Peirce goes on to remind us that:
“Since waves go where they want in spite of obstacles, it’s best not to get in their way. In fact, it’s more useful to think of yourself as the waves itself, rather than as the immovable object in the wave’s path.”
In other words: don’t block the process.
Blocking the process looks like blaming ourselves, over-thinking the situation, worrying endlessly, spending our precious time coming up with worst case scenarios about how our life is ruined and will never be good again.
All blocking the process does is lower our personal vibration, which then creates fertile ground for more negative situations.
What is so amazing about working with personal vibration is that we have the option to raise our vibration anytime, even when everything is sh*t.
Okay, when everything is sh*t, it’s pretty difficult to raise our personal vibration. When the negative thoughts take over, and our minds have convinced us that nothing will ever work out, then the situation can become very sticky and hard to break away from.
But the absolute truth is that we always have the choice to shift perspective.
Sometimes it can feel difficult to shift perspective because the old patterns and the negativity are very comfortable.
We know them.
We have spent a lot of time curled up in their arms.
This is what is so beautiful about self-love. When self-love starts to bloom, we find a place in ourselves that wants to kick the old negative thoughts to the curb because we know that standing in a higher vibration of seeing abundance in our lives is simply a nicer way to be.
And, since we love ourselves, we would prefer to spend our time feeling nicer.
One way to do this is to shift to a perspective of seeing that whatever is happening in our lives is a part of our soul journey, instead of it seeing it as a problem, a catastrophe or a big, awful mistake.
Here is an example:
Let’s say you’re getting divorced.
Instead of thinking all the time, “I am getting divorced and I suck and I couldn’t even hold my marriage together, I must be a crummy person.”
We can think, “Divorce is presently occurring as part of my soul journey.”
Can you feel the difference between these two statements?
Can you feel the spaciousness and shifting from I have done a horrible thing to myself or I am being punished by the universe to just noticing that there is a challenge occurring.
Not because we are bad.
Not because we are unworthy.
Just because challenges are part of the human experience.
Just because we are a wave.
In every part of the wave we have the opportunity to use loving inquiry and awareness to find the places we are negative and our vibration is low for the purpose of seeking out ways to shift to love and forgiveness.
“The turning point at the crest is when you reach the most materialistic, extroverted view of life, when materialization is complete and we feel ‘high’ and successful. In physics terms, the wave has become a particle. The most challenging time may be when the wave turns at the trough – when you’re bored, feel things fading, need space, and must release meaning and what’s outmoded in order to return to Being. In studying physics, this is where the particle becomes the wave. Moving from the trough to crest seems like the fun part because it involves enthusiasm, motivation, and achieving goals. But releasing old forms, relaxing, dreaming of multiple imaginary realities, and rejuvenating ourselves are every bit as pleasurable. Chronic resistance to the turning points of wave can cause exaggerated dramatic shifts, such as crises and traumas.”

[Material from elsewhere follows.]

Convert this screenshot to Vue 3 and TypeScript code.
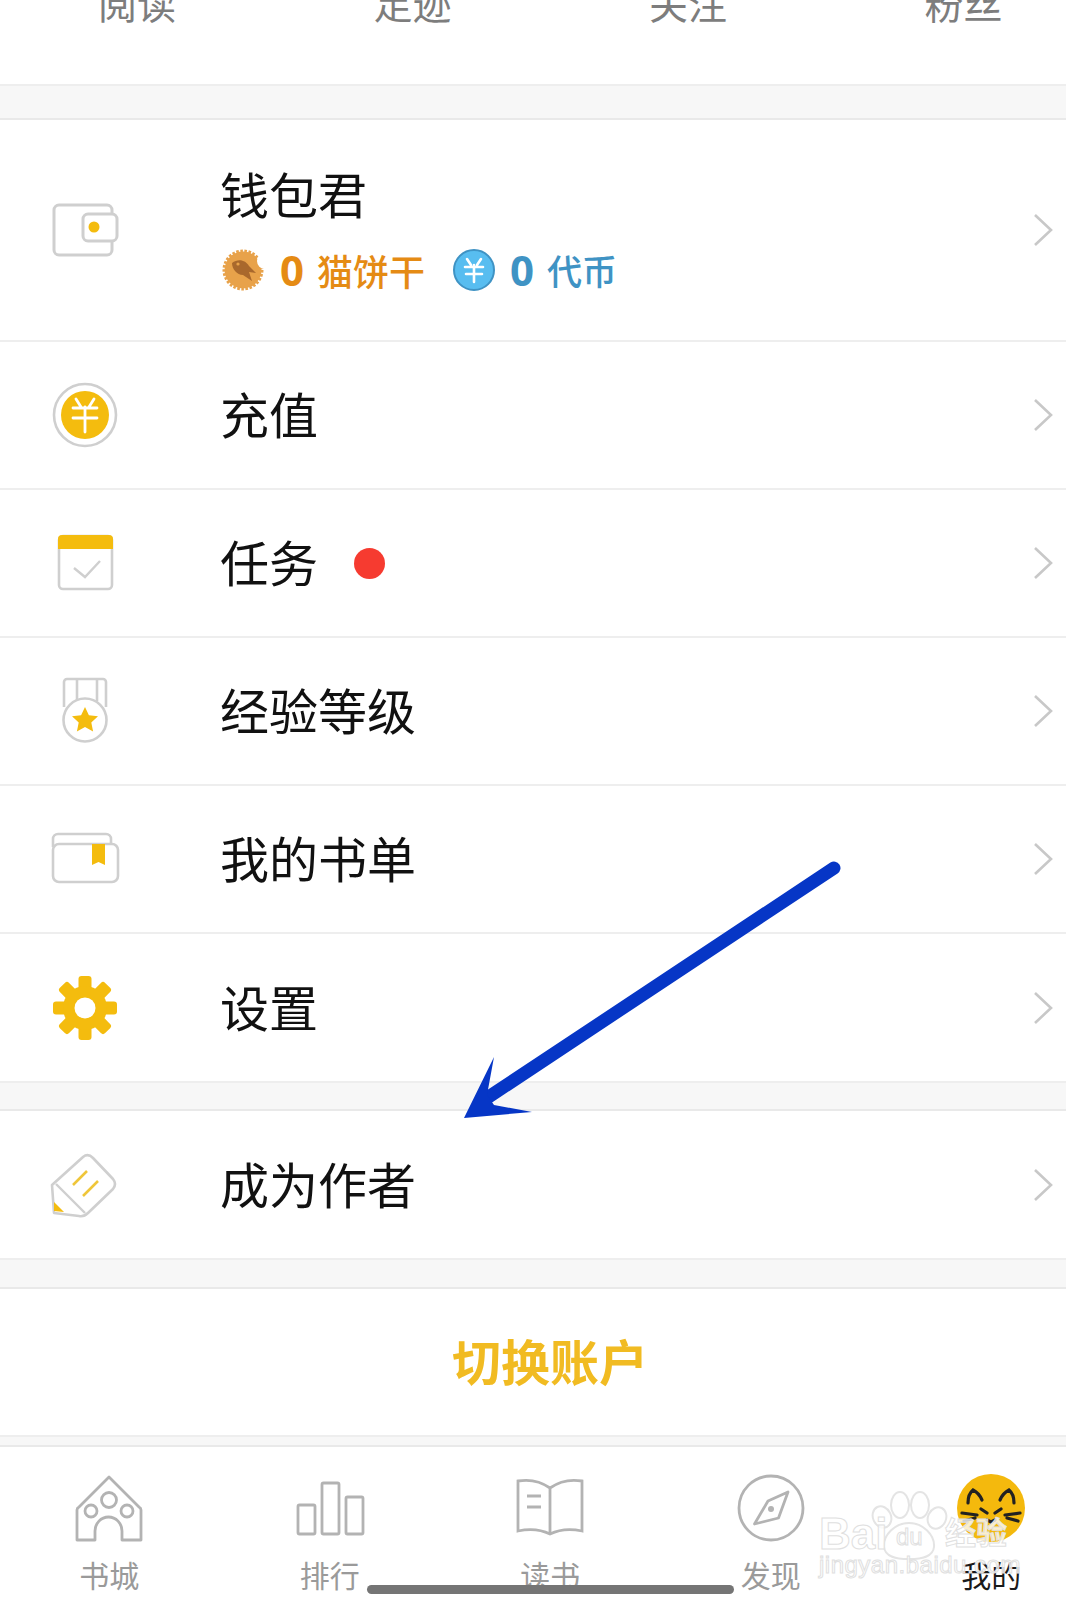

Peirce is literally talking about going with the flow.
But even more exact, she is suggesting that we become the flow.
To really become the flow we need to let go of the concept that nothing is working out for us and instead embrace the wave exactly where it is.
We can float or surf or ride or sink.
But we stay the wave.
And eventually it will be a crest again.
And then a trough again.
And maybe we’ll even find gratitude for the opportunity to be one with this particular wave that is our soul journey.